I'm not sure how enforceable it is, though.

This is exactly how Intellectual Ventures, one of the biggest if not the biggest patent trolls of all time was started. We really, really do not need another one of those fuckheads.
I can see why this could become dangerous, but the IPA would actually make it appear surprisingly robust. Twitter have to have the inventor's permission to use the patents offensively, so a huge war chest that basically acts like a patent pool for a lot of people isn't actually a threat to those outside of it unless all their inventors decide to allow patent trolling. They also couldn't transfer them to a patent holding company to do that because the IPA holds even if the patent is sold.

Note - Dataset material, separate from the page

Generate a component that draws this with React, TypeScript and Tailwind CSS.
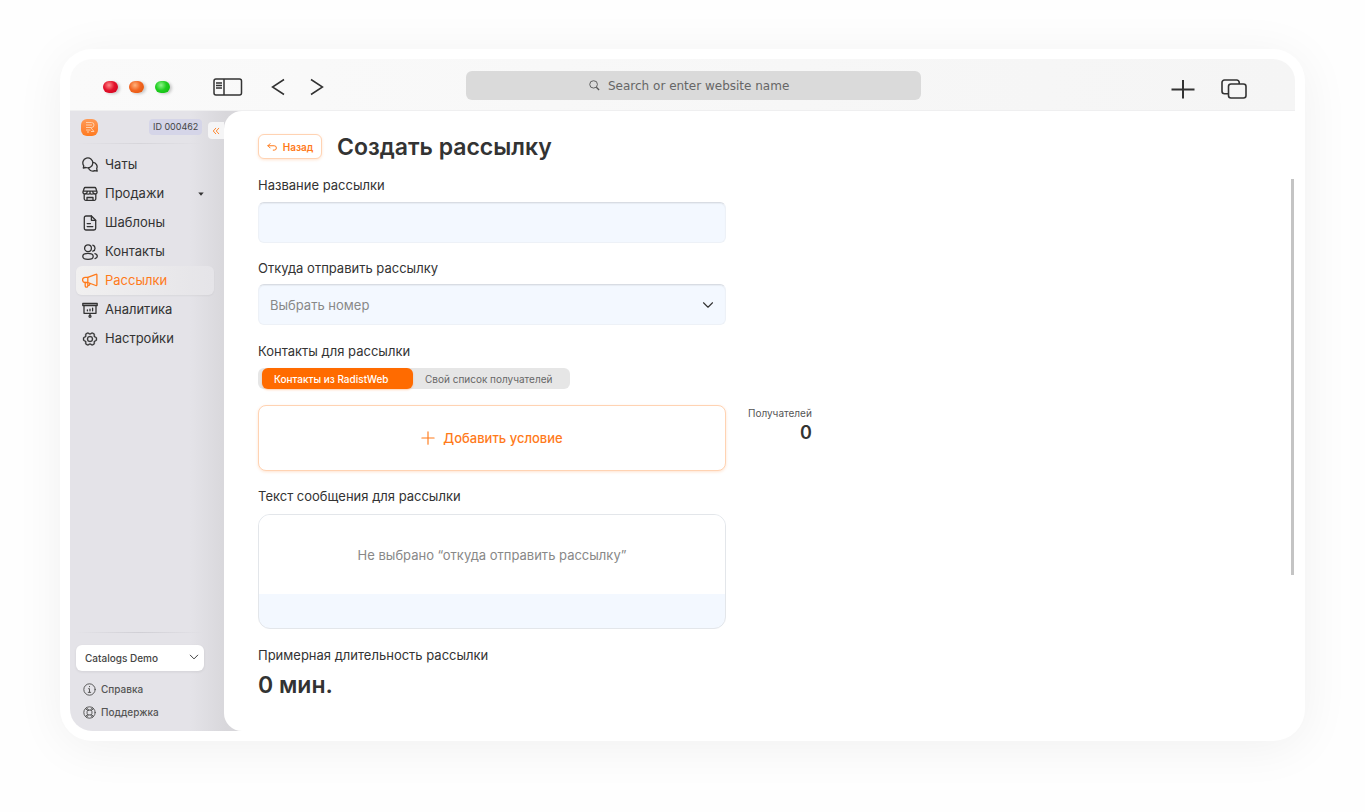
import type { ReactNode } from 'react'
import { PiGearSix } from 'react-icons/pi'

function classNames(...classes: (string | false)[]) {
  return classes.filter(Boolean).join(' ')
}

function Icon({ children, className = 'size-4', width = 1.5 }: { children: ReactNode; className?: string; width?: number }) {
  return (
    <svg
      viewBox="0 0 16 16"
      fill="none"
      stroke="currentColor"
      strokeWidth={width}
      strokeLinecap="round"
      strokeLinejoin="round"
      aria-hidden="true"
      className={classNames('shrink-0', className)}
    >
      {children}
    </svg>
  )
}

const navigation = [
  {
    name: 'Чаты',
    icon: (
      <Icon width={1.3}>
        <path d="M1.3 11l.5-2.200A5 5 0 1 1 4 10.500z" />
        <path d="M11.100 5.400a4.400 4.400 0 0 1 3.600 6.200l.5 2.600-2.500-.5a4.400 4.400 0 0 1-6.200-2.800" />
      </Icon>
    ),
  },
  {
    name: 'Продажи',
    expandable: true,
    icon: (
      <Icon width={1.3}>
        <path d="M3.200 1.500h9.600a1 1 0 0 1 1 .8l1.300 3.800a2 2 0 0 1-3.500 1.200 2.300 2.300 0 0 1-3.600 0 2.300 2.300 0 0 1-3.600 0A2 2 0 0 1 .9 6.100l1.300-3.800a1 1 0 0 1 1-.8zM1.100 5.200h13.800M5.500 5.200l-.9 2M10.500 5.200l.9 2M8 5.200v2" />
        <path d="M2.200 8.400v4.400a1.500 1.500 0 0 0 1.500 1.500h8.600a1.500 1.500 0 0 0 1.500-1.500V8.400M5 14.300v-2.800h6v2.800" />
      </Icon>
    ),
  },
  {
    name: 'Шаблоны',
    icon: (
      <Icon width={1.3}>
        <path d="M9.400 1H4a1.700 1.700 0 0 0-1.700 1.700v10.600A1.700 1.700 0 0 0 4 15h8a1.700 1.700 0 0 0 1.700-1.700v-8z" />
        <path d="M9.400 1v4.300h4.300M5.200 8.600h3.200M5.200 11.600h5.600" />
      </Icon>
    ),
  },
  {
    name: 'Контакты',
    icon: (
      <Icon width={1.3}>
        <circle cx="6" cy="4.200" r="3.400" />
        <path d="M.8 12.400c0-2 2-3 5.200-3s5.200 1 5.200 3-2 2.900-5.200 2.900-5.200-.9-5.200-2.900z" />
        <path d="M10.800 1.100a3.200 3.200 0 0 1 0 6.100M12.900 9.700c1.600.400 2.400 1.300 2.400 2.500s-.9 2-2.300 2.400" />
      </Icon>
    ),
  },
  {
    name: 'Рассылки',
    current: true,
    icon: (
      <Icon width={1.3}>
        <path d="M5.800 4.300H3.200a2.600 2.600 0 0 0 0 5.200h2.600l8 3a.8.8 0 0 0 1.100-.8V2.100a.8.8 0 0 0-1.100-.8z" />
        <path d="M5.800 4.300v8.600a1.300 1.300 0 0 1-2.600 0V9.500M5.800 12.200a1.500 1.500 0 0 0 2-1.900" />
      </Icon>
    ),
  },
  {
    name: 'Аналитика',
    icon: (
      <Icon width={1.3}>
        <path d="M.8 1.500h14.400v2H.8zM2 3.500v7.800h12V3.500M8 11.300v2" />
        <path d="M5.400 8.800v-.8M8 8.800V7.200M10.600 8.800V6.200" />
        <circle cx="8" cy="14.300" r="1" />
      </Icon>
    ),
  },
  {
    name: 'Настройки',
    icon: <PiGearSix className="size-4 shrink-0" stroke="currentColor" strokeWidth={5} aria-hidden="true" />,
  },
]

const lights = [
  { label: 'Close', color: 'bg-[radial-gradient(circle_at_40%_35%,#ff8a8a,#e3122b_45%,#c9001c)]' },
  { label: 'Minimize', color: 'bg-[radial-gradient(circle_at_40%_35%,#ffb27d,#f26522_45%,#dd5206)]' },
  { label: 'Maximize', color: 'bg-[radial-gradient(circle_at_40%_35%,#8df48a,#1fce1f_45%,#0cb30c)]' },
]

function Toolbar() {
  return (
    <header className="flex h-[52px] items-center border-b border-[#efeff0] bg-linear-to-r from-[#fafafa] to-[#f5f5f5] pt-1 pr-12 pl-[33px] text-[#333]">
      <div className="flex gap-[11px]">
        {lights.map((light) => (
          <button
            key={light.label}
            type="button"
            aria-label={light.label}
            className={classNames('h-3 w-[15px] rounded-full shadow-[2px_1px_3px_rgba(0,0,0,0.2)]', light.color)}
          />
        ))}
      </div>
      <button type="button" aria-label="Sidebar" className="ml-[43px]">
        <svg viewBox="0 0 30 18" fill="none" stroke="currentColor" strokeWidth="1.500" className="h-[18px] w-[30px]">
          <rect x="1" y="1" width="27.500" height="16" rx="2" />
          <path d="M11 1v16M3 5h6M3 7.500h6M3 10h6" />
        </svg>
      </button>
      <button type="button" aria-label="Back" className="ml-7">
        <svg viewBox="0 0 14 18" fill="none" stroke="currentColor" strokeWidth="1.500" className="h-[18px] w-3.5">
          <path d="M13 1.500 1.500 9 13 16.500" />
        </svg>
      </button>
      <button type="button" aria-label="Forward" className="ml-[25px]">
        <svg viewBox="0 0 14 18" fill="none" stroke="currentColor" strokeWidth="1.500" className="h-[18px] w-3.5">
          <path d="M1 1.500 12.500 9 1 16.500" />
        </svg>
      </button>
      <label className="mr-[250px] mb-0.5 ml-[142px] flex h-[29px] flex-1 items-center justify-center gap-2 rounded-md bg-[#dadada] text-[#555]">
        <svg viewBox="0 0 12 12" fill="none" stroke="currentColor" className="size-[11px]">
          <ellipse cx="5" cy="4.800" rx="4.200" ry="4" />
          <path d="m8 8 3 2.800" strokeWidth="1.500" />
        </svg>
        <input
          type="text"
          aria-label="Address"
          placeholder="Search or enter website name"
          className="w-[190px] bg-transparent font-['DejaVu_Sans',sans-serif] text-[12px] outline-none placeholder:text-[#666]"
        />
      </label>
      <div className="flex items-center gap-[26px] pt-1">
        <button type="button" aria-label="New tab">
          <svg viewBox="0 0 24 20" fill="none" stroke="currentColor" strokeWidth="2" className="h-5 w-6">
            <path d="M.5 10.500h23M12 1v18.500" />
          </svg>
        </button>
        <button type="button" aria-label="Tabs">
          <svg viewBox="0 0 26 20" fill="none" stroke="currentColor" strokeWidth="1.600" className="h-5 w-[26px]">
            <rect x="7.500" y="5" width="17.500" height="14" rx="2.500" />
            <path d="M7 14.800H3.500A2.500 2.500 0 0 1 1 12.300V3.500A2.500 2.500 0 0 1 3.500 1h12.200A2.500 2.500 0 0 1 18.200 3.500V5" />
          </svg>
        </button>
      </div>
    </header>
  )
}

function Sidebar() {
  return (
    <aside className="-mr-[18px] flex w-[172px] shrink-0 flex-col bg-[linear-gradient(to_right,#e4e3e8_120px,#d8d7db_156px)] pr-[18px]">
      <div className="flex h-8 items-center pl-[11px]">
        <a href="#" aria-label="Radist" className="flex size-[17px] shrink-0 items-center justify-center rounded-md bg-linear-to-b from-[#ff9a55] to-[#ff7a1c]">
          <svg viewBox="0 0 12 12" fill="none" stroke="#ffd0ab" className="size-3">
            <path d="M2 1.500h5.500a2.500 2.500 0 0 1 0 5H2M2 4h6M2 9h4.500M3 11h2M7 7l3 3.500H7" />
          </svg>
        </a>
        <span className="ml-[51px] rounded-sm bg-[#d5d5e8] px-1 text-[9px] leading-4 whitespace-nowrap text-[#444]">ID 000462</span>
        <button
          type="button"
          aria-label="Свернуть"
          className="mt-[7px] ml-auto flex h-[17px] w-4 shrink-0 items-center justify-center rounded-l-sm bg-[#f5f5f6] text-[#ff7a1a]"
        >
          <Icon className="size-2" width={1.8}>
            <path d="M7.500 2.500 2.500 8l5 5.500M13.500 2.500 8.500 8l5 5.500" />
          </Icon>
        </button>
      </div>
      <div className="mr-5 ml-1.5 h-px bg-linear-to-r from-transparent via-[#d6d5da] to-transparent" />

      <nav className="mt-1.5 mr-2.5 ml-1.5">
        {navigation.map((item) => (
          <a
            key={item.name}
            href="#"
            aria-current={item.current ? 'page' : undefined}
            className={classNames(
              'flex h-[29px] items-center gap-[7px] rounded-md pr-2.5 pl-1.5 text-[13px]',
              item.current
                ? 'bg-linear-to-r from-[#f1f0f0] to-[#e5e4e8] text-[#ff7a1a] shadow-[0_1px_2px_rgba(0,0,0,0.05)]'
                : 'text-[#333]',
            )}
          >
            {item.icon}
            {item.name}
            {item.expandable && (
              <svg viewBox="0 0 6 4" fill="currentColor" aria-hidden="true" className="ml-auto h-1 w-1.5">
                <path d="M.3.500h5.400L3 3.700z" />
              </svg>
            )}
          </a>
        ))}
      </nav>

      <div className="mt-auto mr-5 ml-1.5 h-px bg-linear-to-r from-transparent via-[#d0cfd5] to-transparent" />
      <div className="relative mt-[11px] mr-5 ml-1.5">
        <select
          aria-label="Компания"
          className="h-[26px] w-full appearance-none rounded-md bg-white pr-6 pl-[9px] text-[10px] font-medium text-[#444] shadow-[0_1px_3px_rgba(0,0,0,0.08)]"
        >
          <option>Catalogs Demo</option>
        </select>
        <Icon className="pointer-events-none absolute top-2 right-[5px] size-2.5">
          <path d="m2 5 6 6 6-6" />
        </Icon>
      </div>
      <div className="mt-[7px] mb-[7px] ml-[13px] text-[10px] font-medium text-[#555]">
        <a href="#" className="flex h-[23px] items-center gap-[5px]">
          <Icon className="size-[13px]" width={1.2}>
            <circle cx="8" cy="8" r="7" />
            <path d="M6.800 7H8v4.500M6.500 11.500h3M8 4.200v.4" />
          </Icon>
          Справка
        </a>
        <a href="#" className="flex h-[23px] items-center gap-[5px]">
          <Icon className="size-[13px]" width={1.2}>
            <circle cx="8" cy="8" r="7" />
            <rect x="5" y="5" width="6" height="6" rx="2" />
            <path d="M5.500 5.500 3 3M6.500 5 4.500 2M10.500 5.500 13 3M9.500 5l2-3M5.500 10.500 3 13M6.500 11l-2 3M10.500 10.500 13 13M9.500 11l2 3" />
          </Icon>
          Поддержка
        </a>
      </div>
    </aside>
  )
}

export default function App() {
  return (
    <div className="min-h-screen bg-[#fefefe] px-[60px] pt-[49px] pb-[71px] font-['Inter',sans-serif] text-[#333]">
      <div className="rounded-[32px] bg-white p-2.5 shadow-[0_6px_50px_rgba(0,0,0,0.06)]">
        <div className="overflow-hidden rounded-[22px]">
          <Toolbar />
          <div className="flex">
            <Sidebar />
            <main className="relative flex flex-1 rounded-l-[18px] bg-white">
              <form className="flex-1 pt-[23px] pb-8 pl-[34px] text-[13px] leading-5">
                <div className="flex items-center gap-[15px]">
                  <button
                    type="button"
                    className="flex h-[25px] w-16 items-center justify-center gap-1.5 rounded-md border border-[#ffd3b3] bg-white text-[10px] font-semibold text-[#ff7a1a] shadow-[0_1px_3px_rgba(255,122,26,0.2)]"
                  >
                    <Icon className="size-2.5" width={1.6}>
                      <path d="M5 2.500 1.500 6 5 9.500M1.500 6h10a3.200 3.200 0 0 1 0 7H10" />
                    </Icon>
                    Назад
                  </button>
                  <h1 className="text-[23px] leading-6 font-semibold">Создать рассылку</h1>
                </div>

                <label htmlFor="name" className="mt-4 block">Название рассылки</label>
                <input
                  id="name"
                  type="text"
                  className="mt-[7px] h-[41px] w-[468px] rounded-md border border-[#edf1f7] border-t-[#d8dce3] bg-[#f3f8ff] px-3 shadow-[inset_0_1px_1px_rgba(0,0,0,0.05)] outline-none"
                />

                <label htmlFor="source" className="mt-[15px] block">Откуда отправить рассылку</label>
                <div className="relative mt-1.5 w-[468px]">
                  <select
                    id="source"
                    className="h-[41px] w-full appearance-none rounded-md border border-[#edf1f7] border-t-[#d8dce3] bg-[#f3f8ff] px-[11px] text-[#888] shadow-[inset_0_1px_1px_rgba(0,0,0,0.05)] outline-none"
                  >
                    <option>Выбрать номер</option>
                  </select>
                  <Icon className="pointer-events-none absolute top-[15px] right-3 size-3">
                    <path d="m2 5 6 6 6-6" />
                  </Icon>
                </div>

                <p className="mt-4">Контакты для рассылки</p>
                <div className="mt-[7px] flex h-[21px] w-[312px] rounded-md bg-[#e6e6e6] pl-1 text-[10px]">
                  <button
                    type="button"
                    aria-pressed="true"
                    className="w-[151px] rounded-md bg-[#ff6b00] px-3 text-left font-medium text-white shadow-[0_1px_2px_rgba(255,107,0,0.3)]"
                  >
                    Контакты из RadistWeb
                  </button>
                  <button type="button" aria-pressed="false" className="px-3 text-[#666]">
                    Свой список получателей
                  </button>
                </div>

                <div className="mt-4 flex gap-[22px]">
                  <button
                    type="button"
                    className="flex h-[66px] w-[468px] items-center justify-center gap-2 rounded-lg border border-[#ffd3b3] bg-white font-medium text-[#ff7a1a] shadow-[0_1px_3px_rgba(255,122,26,0.2)]"
                  >
                    <Icon className="size-3.5" width={1.3}>
                      <path d="M8 1v14M1 8h14" />
                    </Icon>
                    Добавить условие
                  </button>
                  <div className="text-right">
                    <div className="text-[10px] leading-4 text-[#555]">Получателей</div>
                    <div className="text-lg leading-6 font-semibold">0</div>
                  </div>
                </div>

                <p className="mt-[15px]">Текст сообщения для рассылки</p>
                <div className="mt-2 h-[115px] w-[468px] overflow-hidden rounded-xl border border-[#e3e6ea] bg-[#f3f8ff]">
                  <div className="flex h-[79px] items-center justify-center bg-white text-[#888]">
                    Не выбрано “откуда отправить рассылку”
                  </div>
                </div>

                <p className="mt-4">Примерная длительность рассылки</p>
                <p className="mt-1.5 text-[23px] leading-7 font-semibold">0 мин.</p>
              </form>
              <div className="mt-[68px] mr-px h-[396px] w-[3px] bg-[#c4c4c4]" />
            </main>
          </div>
        </div>
      </div>
    </div>
  )
}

There are of course issues, but the idea proposed could actually be a major turning point here. A patent pool that can only be used defensively is a very interesting idea.

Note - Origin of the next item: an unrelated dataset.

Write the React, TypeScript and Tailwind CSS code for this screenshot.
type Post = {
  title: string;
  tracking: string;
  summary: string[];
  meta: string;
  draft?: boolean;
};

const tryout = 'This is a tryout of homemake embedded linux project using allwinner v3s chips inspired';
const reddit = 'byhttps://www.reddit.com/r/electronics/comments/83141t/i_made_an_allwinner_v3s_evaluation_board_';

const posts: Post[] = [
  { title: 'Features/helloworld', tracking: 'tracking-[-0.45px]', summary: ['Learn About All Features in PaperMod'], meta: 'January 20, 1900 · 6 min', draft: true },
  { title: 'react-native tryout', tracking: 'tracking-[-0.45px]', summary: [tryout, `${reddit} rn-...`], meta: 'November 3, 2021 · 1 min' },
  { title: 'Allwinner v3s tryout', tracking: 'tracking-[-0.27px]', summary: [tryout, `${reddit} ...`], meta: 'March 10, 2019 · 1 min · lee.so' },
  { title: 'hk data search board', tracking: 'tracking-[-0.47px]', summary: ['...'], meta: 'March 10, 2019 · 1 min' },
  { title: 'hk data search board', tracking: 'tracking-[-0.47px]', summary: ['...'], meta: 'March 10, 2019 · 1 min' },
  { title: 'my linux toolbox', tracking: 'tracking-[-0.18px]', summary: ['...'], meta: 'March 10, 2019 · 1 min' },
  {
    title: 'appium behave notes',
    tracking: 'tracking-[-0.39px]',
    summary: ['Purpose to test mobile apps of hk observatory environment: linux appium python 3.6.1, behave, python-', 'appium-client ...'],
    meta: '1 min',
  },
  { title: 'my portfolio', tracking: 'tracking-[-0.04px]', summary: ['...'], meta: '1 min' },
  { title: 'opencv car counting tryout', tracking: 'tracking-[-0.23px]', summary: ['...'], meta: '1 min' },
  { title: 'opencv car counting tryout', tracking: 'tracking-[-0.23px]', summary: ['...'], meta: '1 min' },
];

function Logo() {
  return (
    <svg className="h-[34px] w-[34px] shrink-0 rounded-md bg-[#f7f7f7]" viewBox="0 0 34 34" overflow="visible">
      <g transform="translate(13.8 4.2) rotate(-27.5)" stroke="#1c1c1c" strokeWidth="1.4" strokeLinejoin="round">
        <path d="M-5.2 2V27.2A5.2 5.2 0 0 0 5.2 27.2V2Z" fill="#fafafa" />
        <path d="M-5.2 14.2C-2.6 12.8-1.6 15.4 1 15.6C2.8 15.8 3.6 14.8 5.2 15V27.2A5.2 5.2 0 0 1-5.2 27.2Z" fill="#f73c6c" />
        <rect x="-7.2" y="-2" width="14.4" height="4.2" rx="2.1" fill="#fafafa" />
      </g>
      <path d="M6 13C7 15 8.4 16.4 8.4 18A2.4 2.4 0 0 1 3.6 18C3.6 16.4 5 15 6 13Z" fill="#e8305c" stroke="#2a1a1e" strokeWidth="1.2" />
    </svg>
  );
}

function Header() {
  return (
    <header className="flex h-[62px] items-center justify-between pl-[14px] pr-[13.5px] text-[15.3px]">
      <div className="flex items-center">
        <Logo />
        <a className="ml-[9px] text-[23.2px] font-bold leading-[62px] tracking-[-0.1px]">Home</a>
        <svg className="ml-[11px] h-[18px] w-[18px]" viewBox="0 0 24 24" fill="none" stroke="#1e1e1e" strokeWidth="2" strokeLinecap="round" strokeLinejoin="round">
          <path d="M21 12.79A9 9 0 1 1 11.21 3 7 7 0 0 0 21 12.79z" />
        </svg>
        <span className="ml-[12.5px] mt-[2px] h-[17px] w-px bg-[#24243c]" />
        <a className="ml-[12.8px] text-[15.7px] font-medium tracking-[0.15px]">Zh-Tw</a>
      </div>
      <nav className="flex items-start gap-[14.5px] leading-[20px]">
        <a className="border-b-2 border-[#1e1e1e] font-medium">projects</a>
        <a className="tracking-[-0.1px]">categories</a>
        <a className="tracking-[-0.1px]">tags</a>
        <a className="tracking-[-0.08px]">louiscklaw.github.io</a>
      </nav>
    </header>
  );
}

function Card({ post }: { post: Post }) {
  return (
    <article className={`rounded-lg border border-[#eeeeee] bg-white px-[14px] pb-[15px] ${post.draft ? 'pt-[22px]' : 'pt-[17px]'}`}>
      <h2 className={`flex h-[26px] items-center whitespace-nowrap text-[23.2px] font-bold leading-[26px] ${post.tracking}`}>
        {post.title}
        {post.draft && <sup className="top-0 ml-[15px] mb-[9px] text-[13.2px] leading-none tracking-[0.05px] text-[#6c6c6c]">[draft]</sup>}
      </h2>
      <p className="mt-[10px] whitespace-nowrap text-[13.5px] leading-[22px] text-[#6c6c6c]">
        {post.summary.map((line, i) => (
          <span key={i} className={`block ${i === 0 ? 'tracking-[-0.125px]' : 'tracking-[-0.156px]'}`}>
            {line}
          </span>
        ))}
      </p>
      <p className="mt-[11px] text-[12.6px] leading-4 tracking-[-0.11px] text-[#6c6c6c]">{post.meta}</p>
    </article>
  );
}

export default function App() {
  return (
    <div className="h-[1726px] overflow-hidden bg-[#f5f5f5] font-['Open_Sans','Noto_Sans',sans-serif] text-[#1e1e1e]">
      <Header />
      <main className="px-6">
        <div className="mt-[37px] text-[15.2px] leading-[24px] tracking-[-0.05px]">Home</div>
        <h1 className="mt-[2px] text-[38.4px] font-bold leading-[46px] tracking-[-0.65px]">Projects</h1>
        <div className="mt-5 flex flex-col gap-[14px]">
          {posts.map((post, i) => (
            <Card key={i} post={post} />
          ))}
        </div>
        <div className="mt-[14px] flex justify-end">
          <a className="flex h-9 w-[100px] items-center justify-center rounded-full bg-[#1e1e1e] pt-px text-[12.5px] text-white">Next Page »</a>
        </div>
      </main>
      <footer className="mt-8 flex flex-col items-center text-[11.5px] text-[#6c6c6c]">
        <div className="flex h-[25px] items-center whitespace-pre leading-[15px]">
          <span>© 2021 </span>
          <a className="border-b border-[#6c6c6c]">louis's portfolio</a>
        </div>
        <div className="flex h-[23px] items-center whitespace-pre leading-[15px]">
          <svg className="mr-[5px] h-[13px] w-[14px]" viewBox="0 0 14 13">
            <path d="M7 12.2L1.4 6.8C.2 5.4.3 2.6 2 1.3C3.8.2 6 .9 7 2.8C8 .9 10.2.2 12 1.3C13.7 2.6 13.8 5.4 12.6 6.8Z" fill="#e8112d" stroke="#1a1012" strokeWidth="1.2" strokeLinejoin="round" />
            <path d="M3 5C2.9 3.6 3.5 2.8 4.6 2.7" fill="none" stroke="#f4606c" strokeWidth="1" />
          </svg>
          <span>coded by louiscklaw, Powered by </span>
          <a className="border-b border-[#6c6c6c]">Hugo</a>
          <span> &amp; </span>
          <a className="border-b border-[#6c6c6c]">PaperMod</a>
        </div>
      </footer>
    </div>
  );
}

Yes, but not in the hands of a single company. What happens if Twitter goes bankrupt? Does whoever acquire the assets then hold the portfolio? Do the terms of the agreement bind them? I like the idea, but having Twitter play that role is too fragile.
Yes, the IPA is bound to future owners of the patents. (It would be trivial to get around if it wasn't).

And to clarify: the goal of the IPA isn't to make Twitter or any one company some blessed repository of patents. The goal is for many companies to adopt the IPA as a promise between them and their engineers.

How does that actually become legally binding? If the patents are assigned to Twitter, and are later transferred to an entity that never agreed to the IPA, what actually happens? I honestly have no idea how it would work out.

And I fully agree about the IPA's goal, I'm protesting against people saying that it should be treated as a benevolent patent pool now. On the whole, I think the entire patent bullshit is moronic and should be annihilated at first opportunity, but that's a different story.

Check out section 4. If the assignee attempts to assert the patent improperly, the inventor has the right to give out licenses. The inventor's rights are permanent, not a function of who happens to own the patent.
I absolutely agree that it shouldn't be a single company leading it, but I stand by the view that an IPA protected patent pool is an interesting idea that it would be great to see play out. But yes, as the other commenters pointed out, whoever acquires it holds the portfolio, but the rights from the IPA remain with the inventor.

Note that if that weren't the case and Twitter wanted to pivot into patent trolling, they could just set up Twitter Patent Assertion Trolls and transfer all patents there. Like I said, it would be surprisingly robust.

I would also like to see a clause that specifies that, when a third party assigns a patent to Twitter, they get to use any of Twitter's patents for defensive purposes.

How do you use patents defensively against a patent troll with no products? The only method that I see is to offer the troll the option to purchase another patent in return for an agreement to not pursue their existing one.

Reading the fine print of http://www.rpxcorp.com/index.cfm?pageid=23 some time ago lead me to think that they do exactly this. They've taken out the text that lead me to think that they do so, but how else could their central market position help after patent litigation has begun?

How do you use patents offensively against a patent troll with no products? There's no drawback in that situation.

The only problem is the fear of creating such a monster while trying to do good.

I agree that for the company being sued, there is no downside to feeding the patent troll monster by selling a desirable patent to a known patent troll, and there is no cheaper way out if you've got a large portfolio of patents.

But for the tech ecosystem as a whole, there are huge downsides.

I feel this personally because a former employer got three patents from my work, then assigned them to that particular pool. Despite my personal belief that those patents should not be patents, they could potentially be asserted against some popular technologies and big companies, and if they did then I'd be legally obliged to testify. (This is not a mistake that I feel inclined to repeat, but a decade ago I was not as informed as I now am...)

I mean there's no drawback in having your patents unusable for offense, since you wouldn't have a product to use them against, even if you could.

Selling a patent to a troll obviously has huge downsides, as you said.

When sued by a patent troll, I agree.

But, for instance, if you're part of the whole mobile patent lawsuit mess, then it is darned hard to tell the difference between a defensive lawsuit and an offensive one.